Direct assignment of 13C solid-state NMR signals of TFoF1 ATP synthase subunit c-ring in lipid membranes and its implication for the ring structure

F o F 1 -ATP synthase catalyzes ATP hydrolysis/synthesis coupled with a transmembrane H + translocation in membranes. The F o c -subunit ring plays a major role in this reaction. We have developed an assignment strategy for solid-state 13 C NMR (ssNMR) signals of the F o c -subunit ring of thermophilic Bacillus PS3 (TF o c -ring, 72 residues), carrying one of the basic folds of membrane proteins. In a ssNMR spectrum of uniformly 13 C-labeled sample, the signal overlap has been a major bottleneck because most amino acid residues are hydrophobic.

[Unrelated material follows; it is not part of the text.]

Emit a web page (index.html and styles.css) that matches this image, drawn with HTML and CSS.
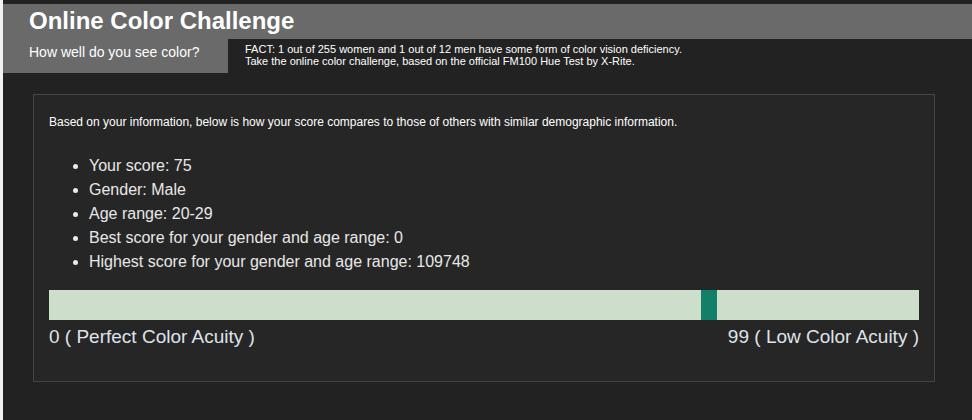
FILE: index.html
```html
<!doctype html>
<html lang="en">
<head>
    <meta charset="UTF-8">
    <title>Online Color Challenge</title>
    <link rel="stylesheet" href="styles.css">
</head>
<body>

<div class="page">
    <div class="header">
        <h1 class="title">Online Color Challenge</h1>
    </div>

    <div class="sub">
        <div class="sub-tab">How well do you see color?</div>
        <div class="fact">
            FACT: 1 out of 255 women and 1 out of 12 men have some form of color vision deficiency.<br>
            Take the online color challenge, based on the official FM100 Hue Test by X-Rite.
        </div>
    </div>

    <div class="panel">
        <p class="intro">Based on your information, below is how your score compares to those of others with similar demographic information.</p>

        <ul class="stats">
            <li>Your score: 75</li>
            <li>Gender: Male</li>
            <li>Age range: 20-29</li>
            <li>Best score for your gender and age range: 0</li>
            <li>Highest score for your gender and age range: 109748</li>
        </ul>

        <div class="scale">
            <div class="scale-mark" style="left: 74.9%"></div>
        </div>
        <div class="scale-labels">
            <span>0 ( Perfect Color Acuity )</span>
            <span>99 ( Low Color Acuity )</span>
        </div>
    </div>
</div>

</body>
</html>
```

FILE: styles.css
```css
body {
    margin: 0;
    background: #f3f2ee;
    font-family: "Liberation Sans", Arial, sans-serif;
}

.page {
    margin-left: 3px;
    min-height: 100vh;
    padding-top: 4px;
    box-sizing: border-box;
    background: #222;
    overflow: hidden;
}

.header {
    height: 35px;
    padding-left: 26px;
    background: #6a6a6a;
}

.title {
    margin: 0;
    font-size: 24px;
    line-height: 33px;
    font-weight: bold;
    color: #fff;
}

.sub {
    display: flex;
    height: 34px;
}

.sub-tab {
    width: 199px;
    padding: 5px 0 0 26px;
    font-size: 14px;
    line-height: 17px;
    color: #fff;
    background: #6a6a6a;
}

.fact {
    padding: 4px 0 0 17px;
    font-size: 11px;
    line-height: 12px;
    color: #fff;
}

.panel {
    width: 870px;
    margin: 21px 0 0 30px;
    padding: 20px 15px 33px 15px;
    border: 1px solid #444;
    background: #262626;
}

.intro {
    margin: 0;
    font-size: 12px;
    line-height: 14px;
    color: #fff;
}

.stats {
    margin: 25px 0 16px;
    padding-left: 40px;
    font-size: 16px;
    line-height: 24px;
    color: #e8e8e8;
}

.scale {
    position: relative;
    height: 30px;
    background: #cddfcb;
}

.scale-mark {
    position: absolute;
    top: 0;
    width: 16px;
    height: 30px;
    background: #137f68;
}

.scale-labels {
    display: flex;
    justify-content: space-between;
    margin-top: 6px;
    font-size: 19px;
    line-height: 22px;
    color: #dfe3ea;
}
```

To overcome signal overlapping, we developed a method designated as COmplementary Sequential assignment with MInimum Labeling Ensemble (COSMILE). According to this method, we generated three kinds of reverse-labeled samples to suppress signal overlapping. To assign the carbon signals sequentially, two-dimensional C α(i+1) –C′C α(i) correlation and dipolar assisted rotational resonance (DARR) experiments were performed under magic-angle sample spinning. On the basis of inter- and intra-residue 13 C– 13 C chemical shift correlations, 97% of C α , 97% of C β and 92% of C′ signals were assigned directly from the spectra. Secondary structure analysis predicted a hairpin fold of two helices with a central loop. The effects of saturated and unsaturated phosphatidylcholines on TF o c -ring structure were examined. The DARR spectra at 15 ms mixing time are essentially similar to each other in saturated and unsaturated lipid membranes, suggesting that TF o c -rings have similar structures under the different environments. The spectrum of the sample in saturated lipid membranes showed better resolution and structural stability in the gel state. The C-terminal helix was suggested to locate in the outer layer of the c -ring.